Trial data discussed by Christian Blank, an oncologist at the Netherlands Cancer Institute in Amsterdam, highlighted the advantages of administering checkpoint inhibitors before and after surgery to patients with advanced but still-operable melanoma, rather than solely post-surgery, which is the current standard practice. Beyond timing of inhibitors, much research in this realm is looking into novel targets.
Agenus Bio in Lexington, Massachusetts, has developed botensilimab, an Fc-enhanced antibody directed against cytotoxic T-lymphocyte antigen 4 (CTLA-4). This drug aims to achieve better immune activation and stronger tumour destruction compared to its predecessors. Steven O’Day, Agenus Bio’s Chief Medical Officer highlighted botensilimab’s ability to more efficiently eliminate regulatory T cells and promote priming of cancer-fighting T cells. Botensilimab, together with a PD-1 antibody, showed responses in microsatellite stable (MSS) colorectal cancer, a subtype that does not respond to first generation immune checkpoint blockers.
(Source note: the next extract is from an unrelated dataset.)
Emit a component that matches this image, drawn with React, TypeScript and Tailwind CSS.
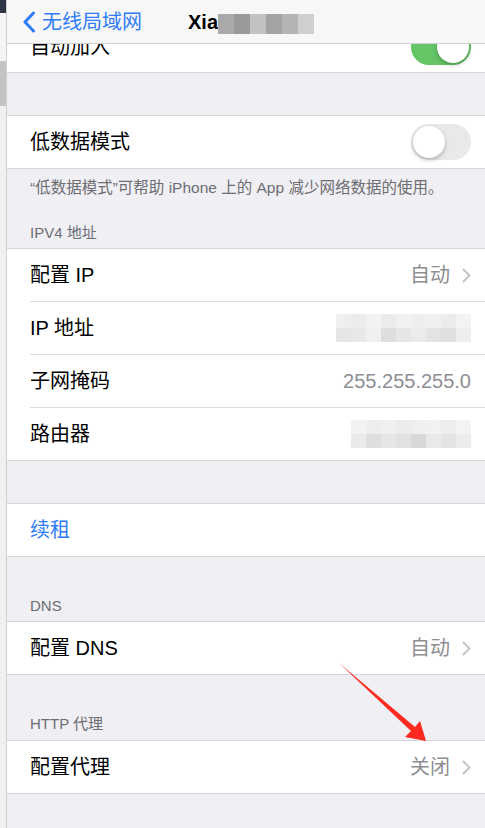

Ira Mellman, vice president of cancer immunology at Genentech in South San Francisco, California, also presented data that helps explain why blockade of the checkpoint molecule TIGIT, alongside inhibition of PD-1, continues to show promising results in mouse models and human patients alike. By facilitating co-stimulatory signaling — via molecules expressed on antigen-presenting cells that provide an extra boost to T cells — the dual blockade seems to prevent those cells from entering a dysfunctional, exhausted state.
“Co-stimulation plays the role in controlling not only clinical responses, but also the overall trajectory of T cells under chronic tumour antigen exposure conditions,” Mellman says.
Shot through with optimism
Cancer vaccines, once a distant goal in oncology, are beginning to fulfill their transformative promise, sparking new hope in the battle against multiple cancer types.
Olja Finn, a cancer vaccine researcher from the University of Pittsburgh Medical Center in Pennsylvania, has dedicated her career to developing a peptide vaccine targeting MUC1, a protein excessively produced by numerous tumour types. Despite previous setbacks, by refocusing the vaccine’s use for preventive measures in people with precancerous conditions rather than as a treatment, she is now witnessing encouraging success.
“You don’t have to wait for the tumour to develop,” Finn says. “We can vaccinate in the pre-malignant setting.
”Other groups are making vaccines work against established cancer by developing highly personalized products containing bespoke antigens, each selected based on mutations found in individual tumours.
These vaccines are typically administered in conjunction with checkpoint inhibitors, a combination that alters the TME in distinct and complementary ways, according to Sunita Keshari, a tumour immunologist at the University of Texas MD Anderson Cancer Center, Houston, leading to synergistic effects that enhance the overall efficacy of the treatment.
Researchers at the forefront of cancer immunotherapy are gaining valuable insights and fostering collaborative relationships that could prove vital for pushing the boundaries of what is achievable for patients. With increased data sharing and integration, the journey from bench to bedside and back won’t just be a round trip. It’ll be a guided tour, with translational discoveries providing the roadmap.